Collected data entries
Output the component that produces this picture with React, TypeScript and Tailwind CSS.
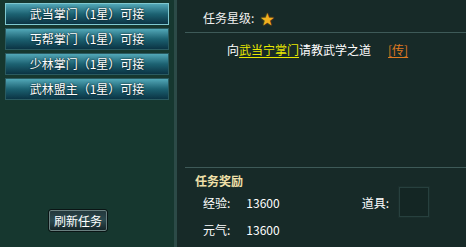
import React from "react";

const quests = [
  { name: "武当掌门", active: true },
  { name: "丐帮掌门", active: false },
  { name: "少林掌门", active: false },
  { name: "武林盟主", active: false },
];

const font = { fontFamily: '"Noto Sans CJK SC", "Noto Sans", sans-serif' };

export default function App() {
  return (
    <div
      className="flex h-[247px] w-[466px] overflow-hidden bg-[#172a28] text-[12px] leading-none text-white"
      style={font}
    >
      {/* quest list */}
      <div className="flex w-[174px] flex-col bg-[#16372f] pt-[3px]">
        <div className="flex flex-col gap-[3px] px-[5px]">
          {quests.map((q) => (
            <div
              key={q.name}
              className={`flex h-[22px] items-center justify-center border bg-gradient-to-b from-[#52a8b8] via-[#1c6272] to-[#0b3444] ${
                q.active ? "border-[#7fc8d0]" : "border-[#2a5a60]"
              }`}
            >
              <span className="text-white [text-shadow:0_0_2px_#000]">{q.name}（1星）可接</span>
            </div>
          ))}
        </div>
        <div className="mt-auto mb-[16px] flex justify-center pr-[18px]">
          <button className="h-[21px] w-[58px] rounded-[2px] border border-[#6a8080] bg-gradient-to-b from-[#23383c] via-[#2c4a50] to-[#152528] text-[12px] text-white outline outline-1 outline-[#0a1515]">
            刷新任务
          </button>
        </div>
      </div>

      {/* divider */}
      <div className="w-[3px] bg-[#2c4a47]" />

      {/* detail */}
      <div className="flex flex-1 flex-col pl-[8px]">
        <div className="flex h-[32px] items-center gap-[6px] pl-[18px] pt-[3px]">
          <span className="text-[#f0f0f0]">任务星级:</span>
          <span className="text-[14px] text-[#f0b020] [text-shadow:0_0_2px_#a06000]">★</span>
        </div>
        <div className="h-px bg-[#3e5a58]" />
        <div className="flex items-center pl-[42px] pt-[11px]">
          <span>向</span>
          <span className="text-[#e8e800] underline underline-offset-2">武当宁掌门</span>
          <span>请教武学之道</span>
          <span className="ml-[17px] text-[#e07a20] underline underline-offset-2">[传]</span>
        </div>

        <div className="mt-auto h-px bg-[#3e5a58]" />
        <div className="flex flex-col pb-[11px]">
          <div className="pl-[10px] pt-[7px] font-bold text-[#f0e0a8]">任务奖励</div>
          <div className="flex">
            <div className="flex flex-col gap-[15px] pl-[18px] pt-[10px]">
              <div className="flex gap-[16px]">
                <span>经验:</span>
                <span>13600</span>
              </div>
              <div className="flex gap-[16px]">
                <span>元气:</span>
                <span>13600</span>
              </div>
            </div>
            <div className="ml-[82px] flex items-start gap-[10px]">
              <span className="pt-[10px]">道具:</span>
              <div className="h-[30px] w-[30px] border border-[#27403e] bg-[#142624] shadow-[0_0_0_1px_#1a2e2c]" />
            </div>
          </div>
        </div>
      </div>
    </div>
  );
}
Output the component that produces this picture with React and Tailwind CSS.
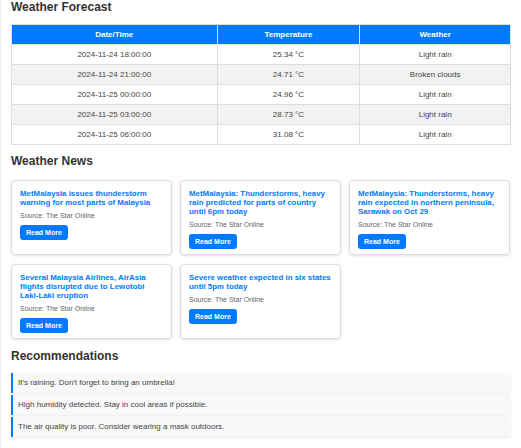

Given request ▸ How many of the lines above hold "produces"? Answer with only the number.

Reply ▸ 2